Não é difícil apontar que, quando investimentos em ciência são cortados, o país encolhe junto…
Nos anos 1950 e 1960, e logo depois, durante a ditadura, aconteceu algo semelhante na Argentina. E o que houve? Decaiu. Decaiu muito. A Argentina fazia uma ciência de alto nível, concorria com países mais avançados, era um exemplo para nós. Decaiu e até hoje não se recuperou. Não voltou a ser uma prioridade nacional lá. E aqui nunca foi. Mas nossa comunidade científica é grande e tem grande capacidade de se adaptar. Já viveu outros apuros e não vai desistir tão facilmente do que conquistou até aqui. Precisamos de projetos grandes e nacionais, mas precisamos batalhar para não perder o que já avançamos.
E o que essa comunidade está concretamente fazendo para evitar o desmantelamento?
Estamos vendo uma mobilização de todos os setores. Cientistas, acadêmicos, professores e profissionais de várias frentes estão mobilizados, porque foram ou serão afetados, seus projetos estão em risco, se essa política catastrófica permanecer. As entidades estão juntas, atuando paralelamente e começando a pressão. Em 25 de setembro, por exemplo, haverá uma marcha de cientistas em direção ao Congresso Nacional para exigir que a ciência nacional seja poupada desse arrocho. Depois, vamos entrar e fazer um ato nas galerias do Congresso. Entidades de variados setores vão marcar posição, vão dizer não ao corte de verbas. Vamos pedir uma alteração no orçamento.
Como está essa relação com o Congresso?
Esse Congresso ainda não fez nada, mas pode fazer. Nos Estados Unidos, aconteceu algo semelhante e o Congresso de lá impediu um corte de verbas para setores considerados prioritários. E nossos parlamentares ainda podem alterar o orçamento. Há uma bancada sensível a essas questões, de vários partidos diferentes, no Senado e na Câmara. É possível dizer que existe uma frente parlamentar mista que defende a ciência e a educação. Não temos votos ainda, mas temos a acolhida. E essa ação, diante de quem pode de fato mudar a realidade, é fundamental. Só com essa mobilização física, corpo a corpo, e não só virtual, aumentamos a chance de convencer os parlamentares e de conter a catástrofe.
Com mais detalhes, o que essa frente está pedindo aos parlamentares?

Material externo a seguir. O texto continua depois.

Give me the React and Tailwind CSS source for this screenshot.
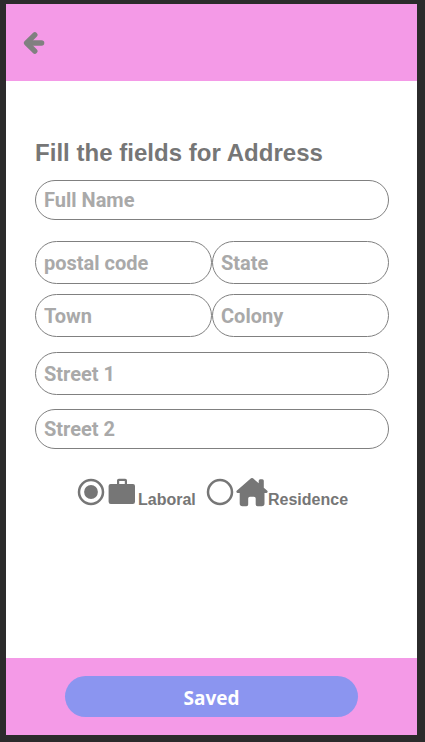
import React from "react";

function Field({ label, className }) {
  return (
    <input
      type="text"
      placeholder={label}
      aria-label={label}
      className={`block min-w-0 rounded-full border border-[#808080] bg-white pl-2 pr-2 font-['Roboto',sans-serif] text-[20px] font-bold leading-6 text-[#767676] outline-none placeholder:text-[#a9a9a9] placeholder:opacity-100 ${className}`}
    />
  );
}

function ArrowIcon() {
  return (
    <svg className="block h-[24px] w-[24px]" viewBox="0 0 24 24" fill="none" stroke="#808080" strokeLinecap="round" strokeLinejoin="round">
      <path d="M12.8 3.9 L4.6 12 L12.8 20.1" strokeWidth="5.4" />
      <path d="M6 12 H19.5" strokeWidth="5.6" />
      <path d="M8 10 V14" strokeWidth="4" />
    </svg>
  );
}

function Radio({ checked }) {
  return (
    <svg className="block h-7 w-7" viewBox="0 0 28 28">
      <circle cx="14" cy="14" r="12" fill="none" stroke="#767676" strokeWidth="2.5" />
      {checked && <circle cx="14" cy="14" r="6.9" fill="#767676" />}
    </svg>
  );
}

function BriefcaseIcon() {
  return (
    <svg className="block h-[28px] w-[28px]" viewBox="0 0 28 28" fill="#767676">
      <path fillRule="evenodd" d="M10 7 V3.5 Q10 1.7 11.8 1.7 H18.2 Q20 1.7 20 3.5 V7 H26 Q28 7 28 9 V24.8 Q28 27 25.8 27 H3.8 Q1.6 27 1.6 24.8 V9 Q1.6 7 3.6 7 Z M12.2 4 V7 H17.8 V4 Z" />
    </svg>
  );
}

function HouseIcon() {
  return (
    <svg className="block h-[30px] w-[32px]" viewBox="0 0 32 30" fill="#767676">
      <path d="M15 1.3 Q16 .5 17 1.3 L22.7 6.3 V3.7 Q22.7 2.2 24.2 2.2 H26.3 Q27.8 2.2 27.8 3.7 V10.8 L31.3 13.8 Q32.3 15.5 30.5 16 H28.5 V26.5 Q28.5 29.2 25.8 29.2 H21.5 Q19.7 29.2 19.7 27.4 V21.5 Q19.7 19.7 17.9 19.7 H14 Q12.2 19.7 12.2 21.5 V27.4 Q12.2 29.2 10.4 29.2 H6.4 Q3.7 29.2 3.7 26.5 V16 H1.5 Q-.3 15.5 .7 13.8 Z" />
    </svg>
  );
}

export default function App() {
  return (
    <div className="h-[742px] w-[425px] bg-[#2b2b2b] pl-[6px] pr-2 pt-1 font-['Liberation_Sans',Arial,sans-serif]">
      <main className="flex h-[731px] flex-col bg-white">
        <header className="flex h-[77px] shrink-0 items-center bg-[#f49ae7] pl-4">
          <button type="button" aria-label="Back">
            <ArrowIcon />
          </button>
        </header>
        <form className="flex flex-1 flex-col pl-[29px] pr-7 pt-[57px]">
          <h1 className="h-[42px] whitespace-nowrap text-[24px] font-bold leading-[30px] tracking-[0.03px] text-[#767676]">Fill the fields for Address</h1>
          <Field label="Full Name" className="h-10 w-full" />
          <div className="mt-[21px] grid grid-cols-2 gap-y-[10px]">
            <Field label="postal code" className="h-[43px] w-full" />
            <Field label="State" className="h-[43px] w-full" />
            <Field label="Town" className="h-[43px] w-full" />
            <Field label="Colony" className="h-[43px] w-full" />
          </div>
          <Field label="Street 1" className="mt-[15px] h-[43px] w-full" />
          <Field label="Street 2" className="mt-[14px] h-10 w-full" />
          <div className="mt-[28px] flex h-[32px] items-start pl-[42px] text-[16px] font-bold leading-5 text-[#767676]">
            <div className="flex w-[129px] items-start">
              <div className="pt-[1px]"><Radio checked /></div>
              <div className="ml-[2px]"><BriefcaseIcon /></div>
              <span className="ml-[3px] mt-[13px]">Laboral</span>
            </div>
            <div className="flex items-start">
              <div className="pt-[1px]"><Radio /></div>
              <div className="ml-[2px]"><HouseIcon /></div>
              <span className="mt-[13px]">Residence</span>
            </div>
          </div>
        </form>
        <footer className="flex h-[77px] shrink-0 items-start bg-[#f49ae7] pl-[59px] pt-[18px]">
          <button type="button" className="h-[41px] w-[293px] rounded-full bg-[#8b95f0] pt-[2px] text-center font-['Open_Sans',sans-serif] text-[19px] font-bold leading-6 text-white">
            Saved
          </button>
        </footer>
      </main>
    </div>
  );
}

Não temos a ilusão de que volte a crescer o orçamento para a ciência para patamares de crescimento dos últimos 15 anos, ou para o orçamento de 2013, que foi o melhor. Nesse cenário emergencial, o que queremos é que o orçamento da ciência volte a ser o de 2017, antes de as mudanças serem tão chocantes. E queremos que esse valor vire investimento em ciência, reverta todo para a ciência. Temos três projetos em andamento no âmbito das casas parlamentares: dois projetos de lei que pedem a reversão de 25% do total arrecadado no pré-sal para ciência, tecnologia e inovação. Um projeto que veda o contingenciamento do Fundo Nacional de Ciência e Tecnologia (FNDCT). E ainda um projeto ligado à PEC 24, que exclui teto de recursos próprios das Universidades.
E em relação ao apoio da sociedade civil?
Contamos muito com isso. Nada será impedido se a sociedade não se posicionar, não encontrar um jeito de boicotar essas medidas que procuram acabar com a ciência de muito boa qualidade que é feita neste país.
Como as pessoas podem ajudar?
Falando, defendendo a ciência, se expondo. Setores da sociedade civil, dos empresários e formadores de opinião, devem vir a público defender a ciência e vociferar contra o desmantelamento do conhecimento. Imagine como seria forte se todos os institutos que fazem pesquisa no Brasil colocassem seus cientistas e professores do lado de fora do prédio, segurando uma enorme faixa, com os dizeres “repudiamos o corte de verbas para a ciência”. Ou, ainda, “sem ciência não tem futuro”. O custo é baixo, mas o impacto nas redes sociais é gigante. Outra ideia é aproveitar todos os eventos ligados à ciência, à tecnologia ou à educação para lembrar os ataques que essas áreas estão sofrendo, basta expor a situação real, o contingenciamento. A Sociedade Brasileira para o Progresso da Ciência (SBPC) iniciou uma campanha para estimular pesquisadores a postarem vídeos de 1 minuto respondendo “para que ciência?”. Além da marcha em Brasília, estamos conclamando a sociedade a se mexer e defender a ciência deste país. Não podemos ficar quietos.